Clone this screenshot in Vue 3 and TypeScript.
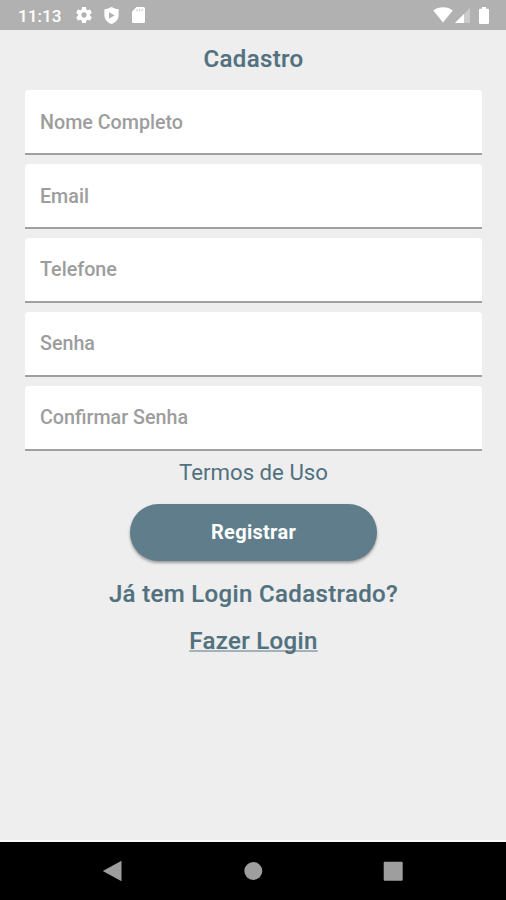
<script setup lang="ts">
import { reactive } from 'vue'

interface Field {
  key: string
  label: string
  type: string
}

const fields: Field[] = [
  { key: 'name', label: 'Nome Completo', type: 'text' },
  { key: 'email', label: 'Email', type: 'email' },
  { key: 'phone', label: 'Telefone', type: 'tel' },
  { key: 'password', label: 'Senha', type: 'password' },
  { key: 'confirm', label: 'Confirmar Senha', type: 'password' },
]

const form = reactive<Record<string, string>>({
  name: '',
  email: '',
  phone: '',
  password: '',
  confirm: '',
})
</script>

<template>
  <div class="screen">
    <header class="status">
      <div class="status-left">
        <span class="clock">11:13</span>
        <svg class="gear" viewBox="2 2 20 20">
          <path
            d="M19.43 12.98c.04-.32.07-.64.07-.98s-.03-.66-.07-.98l2.11-1.65c.19-.15.24-.42.12-.64l-2-3.46c-.12-.22-.39-.3-.61-.22l-2.49 1c-.52-.4-1.08-.73-1.69-.98l-.38-2.65C14.46 2.18 14.25 2 14 2h-4c-.25 0-.46.18-.49.42l-.38 2.65c-.61.25-1.17.59-1.69.98l-2.49-1c-.23-.09-.49 0-.61.22l-2 3.46c-.13.22-.07.49.12.64l2.11 1.65c-.04.32-.07.65-.07.98s.03.66.07.98l-2.11 1.65c-.19.15-.24.42-.12.64l2 3.46c.12.22.39.3.61.22l2.49-1c.52.4 1.08.73 1.69.98l.38 2.65c.03.24.24.42.49.42h4c.25 0 .46-.18.49-.42l.38-2.65c.61-.25 1.17-.59 1.69-.98l2.49 1c.23.09.49 0 .61-.22l2-3.46c.12-.22.07-.49-.12-.64l-2.11-1.65zM12 15.3c-1.8 0-3.3-1.5-3.3-3.3s1.5-3.3 3.3-3.3 3.3 1.5 3.3 3.3-1.5 3.3-3.3 3.3z"
          />
        </svg>
        <svg class="shield" viewBox="0 0 15 17">
          <path
            fill-rule="evenodd"
            d="M7.5 0C5.2 1.3 2.9 2 .4 2.3V8.5C.4 12.4 3.5 15.6 7.5 17c4-1.4 7.1-4.6 7.1-8.5V2.3C12.1 2 9.8 1.3 7.5 0zM5 5.2v6.4l5.8-3.2z"
          />
        </svg>
        <svg class="card" viewBox="0 0 13 16">
          <path d="M4.5 0H11.5Q13 0 13 1.5V14.5Q13 16 11.5 16H1.5Q0 16 0 14.5V4.5z" />
          <path class="pins" d="M4.5 2h1.2v2.4H4.5zM7 2h1.2v2.4H7zM9.5 2h1.2v2.4H9.5z" />
        </svg>
      </div>
      <div class="status-right">
        <svg class="wifi" viewBox="0 0 20 16">
          <path d="M10 15.5L.3 3.4C3 1.3 6.3.2 10 .2s7 1.1 9.7 3.2z" />
        </svg>
        <svg class="signal" viewBox="0 0 15 15">
          <path class="faint" d="M15 0V15H0z" />
          <path d="M9 6V15H0z" />
        </svg>
        <svg class="battery" viewBox="0 0 10 17">
          <path d="M3 0h4v1.7h1.8Q10 1.7 10 2.9V15.8Q10 17 8.8 17H1.2Q0 17 0 15.8V2.9Q0 1.7 1.2 1.7H3z" />
        </svg>
      </div>
    </header>

    <main class="content">
      <h1 class="title">Cadastro</h1>
      <form class="form" @submit.prevent>
        <input
          v-for="field in fields"
          :key="field.key"
          v-model="form[field.key]"
          class="field"
          :type="field.type"
          :placeholder="field.label"
        />
        <a class="terms">Termos de Uso</a>
        <button class="submit" type="submit">Registrar</button>
      </form>
      <p class="question">Já tem Login Cadastrado?</p>
      <a class="login">Fazer Login</a>
    </main>

    <nav class="navbar">
      <svg class="nav-icon" viewBox="0 0 22 22">
        <path d="M.8 11L19.5 .8V21.2z" />
      </svg>
      <svg class="nav-icon" viewBox="0 0 22 22">
        <circle cx="11.3" cy="11" r="9" />
      </svg>
      <svg class="nav-icon" viewBox="0 0 22 22">
        <rect x="1.7" y="1.7" width="19" height="19" rx="1" />
      </svg>
    </nav>
  </div>
</template>

<style>
body {
  margin: 0;
}
</style>

<style scoped>
.screen {
  display: flex;
  flex-direction: column;
  height: 900px;
  background: #eeeeee;
  color: #52717f;
  font-family: Roboto, sans-serif;
}
.status {
  box-sizing: border-box;
  display: flex;
  justify-content: space-between;
  height: 30px;
  padding: 0 17px 0 18px;
  background: #b1b1b1;
  color: #fff;
}
.status-left,
.status-right {
  display: flex;
  align-items: center;
}
.status svg {
  fill: #fff;
}
.clock {
  width: 58px;
  padding-top: 2px;
  font-size: 17.2px;
  font-weight: 500;
  line-height: 20px;
}
.gear {
  width: 16px;
  height: 16px;
  margin-right: 12px;
}
.shield {
  width: 15px;
  height: 17px;
  margin-right: 13px;
}
.card {
  width: 13px;
  height: 16px;
}
.status .card .pins {
  fill: #d2d2d2;
}
.wifi {
  width: 20px;
  height: 16px;
  margin-right: 2px;
}
.signal {
  width: 15px;
  height: 15px;
  margin-right: 9px;
}
.status .signal .faint {
  fill: #cbcbcb;
}
.battery {
  width: 10px;
  height: 17px;
}
.content {
  display: flex;
  flex: 1;
  flex-direction: column;
  align-items: center;
  padding: 0 24px 0 25px;
}
.title,
.question,
.login {
  font-size: 24px;
  font-weight: 500;
  line-height: 30px;
  letter-spacing: 0.35px;
  -webkit-text-stroke: 0.2px currentColor;
}
.title {
  margin: 14px 0 16.4px;
}
.form {
  display: flex;
  flex-direction: column;
  align-items: center;
  align-self: stretch;
}
.field {
  box-sizing: border-box;
  width: 100%;
  height: 65px;
  margin: 0 0 8.8px;
  padding: 1px 15px 0;
  border: 0;
  border-bottom: 2px solid #a0a0a0;
  border-radius: 4px 4px 0 0;
  outline: 0;
  background: #fff;
  color: #333;
  font-family: inherit;
  font-size: 19.7px;
  font-weight: 500;
}
.field::placeholder {
  color: #9d9d9d;
  opacity: 1;
}
.terms {
  font-size: 22.2px;
  line-height: 26px;
}
.submit {
  width: 247px;
  height: 57px;
  margin-top: 18.5px;
  padding: 0 0 1px;
  border: 0;
  border-radius: 29px;
  background: #607d8b;
  box-shadow: 0 2px 3px rgba(0, 0, 0, 0.35);
  color: #fff;
  font-family: inherit;
  font-size: 20px;
  font-weight: 700;
  letter-spacing: 0.3px;
}
.question {
  margin: 18px 0 17px;
}
.login {
  text-decoration: underline;
  text-decoration-color: #a3b2b9;
  text-decoration-thickness: 2px;
  text-underline-offset: 1px;
  text-decoration-skip-ink: none;
}
.navbar {
  box-sizing: border-box;
  display: flex;
  align-items: center;
  justify-content: space-between;
  height: 60px;
  padding: 0 102px;
  border-top: 2px solid #fafafa;
  background: #000;
}
.nav-icon {
  width: 22px;
  height: 22px;
  fill: #9e9e9e;
}
</style>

*What the task requires*: Retype the whole listing, keeping every line identical and omitting all pictures.

*Response to the exercise*:
Clone this screenshot in Vue 3 and TypeScript.
<script setup lang="ts">
import { reactive } from 'vue'

interface Field {
  key: string
  label: string
  type: string
}

const fields: Field[] = [
  { key: 'name', label: 'Nome Completo', type: 'text' },
  { key: 'email', label: 'Email', type: 'email' },
  { key: 'phone', label: 'Telefone', type: 'tel' },
  { key: 'password', label: 'Senha', type: 'password' },
  { key: 'confirm', label: 'Confirmar Senha', type: 'password' },
]

const form = reactive<Record<string, string>>({
  name: '',
  email: '',
  phone: '',
  password: '',
  confirm: '',
})
</script>

<template>
  <div class="screen">
    <header class="status">
      <div class="status-left">
        <span class="clock">11:13</span>
        <svg class="gear" viewBox="2 2 20 20">
          <path
            d="M19.43 12.98c.04-.32.07-.64.07-.98s-.03-.66-.07-.98l2.11-1.65c.19-.15.24-.42.12-.64l-2-3.46c-.12-.22-.39-.3-.61-.22l-2.49 1c-.52-.4-1.08-.73-1.69-.98l-.38-2.65C14.46 2.18 14.25 2 14 2h-4c-.25 0-.46.18-.49.42l-.38 2.65c-.61.25-1.17.59-1.69.98l-2.49-1c-.23-.09-.49 0-.61.22l-2 3.46c-.13.22-.07.49.12.64l2.11 1.65c-.04.32-.07.65-.07.98s.03.66.07.98l-2.11 1.65c-.19.15-.24.42-.12.64l2 3.46c.12.22.39.3.61.22l2.49-1c.52.4 1.08.73 1.69.98l.38 2.65c.03.24.24.42.49.42h4c.25 0 .46-.18.49-.42l.38-2.65c.61-.25 1.17-.59 1.69-.98l2.49 1c.23.09.49 0 .61-.22l2-3.46c.12-.22.07-.49-.12-.64l-2.11-1.65zM12 15.3c-1.8 0-3.3-1.5-3.3-3.3s1.5-3.3 3.3-3.3 3.3 1.5 3.3 3.3-1.5 3.3-3.3 3.3z"
          />
        </svg>
        <svg class="shield" viewBox="0 0 15 17">
          <path
            fill-rule="evenodd"
            d="M7.5 0C5.2 1.3 2.9 2 .4 2.3V8.5C.4 12.4 3.5 15.6 7.5 17c4-1.4 7.1-4.6 7.1-8.5V2.3C12.1 2 9.8 1.3 7.5 0zM5 5.2v6.4l5.8-3.2z"
          />
        </svg>
        <svg class="card" viewBox="0 0 13 16">
          <path d="M4.5 0H11.5Q13 0 13 1.5V14.5Q13 16 11.5 16H1.5Q0 16 0 14.5V4.5z" />
          <path class="pins" d="M4.5 2h1.2v2.4H4.5zM7 2h1.2v2.4H7zM9.5 2h1.2v2.4H9.5z" />
        </svg>
      </div>
      <div class="status-right">
        <svg class="wifi" viewBox="0 0 20 16">
          <path d="M10 15.5L.3 3.4C3 1.3 6.3.2 10 .2s7 1.1 9.7 3.2z" />
        </svg>
        <svg class="signal" viewBox="0 0 15 15">
          <path class="faint" d="M15 0V15H0z" />
          <path d="M9 6V15H0z" />
        </svg>
        <svg class="battery" viewBox="0 0 10 17">
          <path d="M3 0h4v1.7h1.8Q10 1.7 10 2.9V15.8Q10 17 8.8 17H1.2Q0 17 0 15.8V2.9Q0 1.7 1.2 1.7H3z" />
        </svg>
      </div>
    </header>

    <main class="content">
      <h1 class="title">Cadastro</h1>
      <form class="form" @submit.prevent>
        <input
          v-for="field in fields"
          :key="field.key"
          v-model="form[field.key]"
          class="field"
          :type="field.type"
          :placeholder="field.label"
        />
        <a class="terms">Termos de Uso</a>
        <button class="submit" type="submit">Registrar</button>
      </form>
      <p class="question">Já tem Login Cadastrado?</p>
      <a class="login">Fazer Login</a>
    </main>

    <nav class="navbar">
      <svg class="nav-icon" viewBox="0 0 22 22">
        <path d="M.8 11L19.5 .8V21.2z" />
      </svg>
      <svg class="nav-icon" viewBox="0 0 22 22">
        <circle cx="11.3" cy="11" r="9" />
      </svg>
      <svg class="nav-icon" viewBox="0 0 22 22">
        <rect x="1.7" y="1.7" width="19" height="19" rx="1" />
      </svg>
    </nav>
  </div>
</template>

<style>
body {
  margin: 0;
}
</style>

<style scoped>
.screen {
  display: flex;
  flex-direction: column;
  height: 900px;
  background: #eeeeee;
  color: #52717f;
  font-family: Roboto, sans-serif;
}
.status {
  box-sizing: border-box;
  display: flex;
  justify-content: space-between;
  height: 30px;
  padding: 0 17px 0 18px;
  background: #b1b1b1;
  color: #fff;
}
.status-left,
.status-right {
  display: flex;
  align-items: center;
}
.status svg {
  fill: #fff;
}
.clock {
  width: 58px;
  padding-top: 2px;
  font-size: 17.2px;
  font-weight: 500;
  line-height: 20px;
}
.gear {
  width: 16px;
  height: 16px;
  margin-right: 12px;
}
.shield {
  width: 15px;
  height: 17px;
  margin-right: 13px;
}
.card {
  width: 13px;
  height: 16px;
}
.status .card .pins {
  fill: #d2d2d2;
}
.wifi {
  width: 20px;
  height: 16px;
  margin-right: 2px;
}
.signal {
  width: 15px;
  height: 15px;
  margin-right: 9px;
}
.status .signal .faint {
  fill: #cbcbcb;
}
.battery {
  width: 10px;
  height: 17px;
}
.content {
  display: flex;
  flex: 1;
  flex-direction: column;
  align-items: center;
  padding: 0 24px 0 25px;
}
.title,
.question,
.login {
  font-size: 24px;
  font-weight: 500;
  line-height: 30px;
  letter-spacing: 0.35px;
  -webkit-text-stroke: 0.2px currentColor;
}
.title {
  margin: 14px 0 16.4px;
}
.form {
  display: flex;
  flex-direction: column;
  align-items: center;
  align-self: stretch;
}
.field {
  box-sizing: border-box;
  width: 100%;
  height: 65px;
  margin: 0 0 8.8px;
  padding: 1px 15px 0;
  border: 0;
  border-bottom: 2px solid #a0a0a0;
  border-radius: 4px 4px 0 0;
  outline: 0;
  background: #fff;
  color: #333;
  font-family: inherit;
  font-size: 19.7px;
  font-weight: 500;
}
.field::placeholder {
  color: #9d9d9d;
  opacity: 1;
}
.terms {
  font-size: 22.2px;
  line-height: 26px;
}
.submit {
  width: 247px;
  height: 57px;
  margin-top: 18.5px;
  padding: 0 0 1px;
  border: 0;
  border-radius: 29px;
  background: #607d8b;
  box-shadow: 0 2px 3px rgba(0, 0, 0, 0.35);
  color: #fff;
  font-family: inherit;
  font-size: 20px;
  font-weight: 700;
  letter-spacing: 0.3px;
}
.question {
  margin: 18px 0 17px;
}
.login {
  text-decoration: underline;
  text-decoration-color: #a3b2b9;
  text-decoration-thickness: 2px;
  text-underline-offset: 1px;
  text-decoration-skip-ink: none;
}
.navbar {
  box-sizing: border-box;
  display: flex;
  align-items: center;
  justify-content: space-between;
  height: 60px;
  padding: 0 102px;
  border-top: 2px solid #fafafa;
  background: #000;
}
.nav-icon {
  width: 22px;
  height: 22px;
  fill: #9e9e9e;
}
</style>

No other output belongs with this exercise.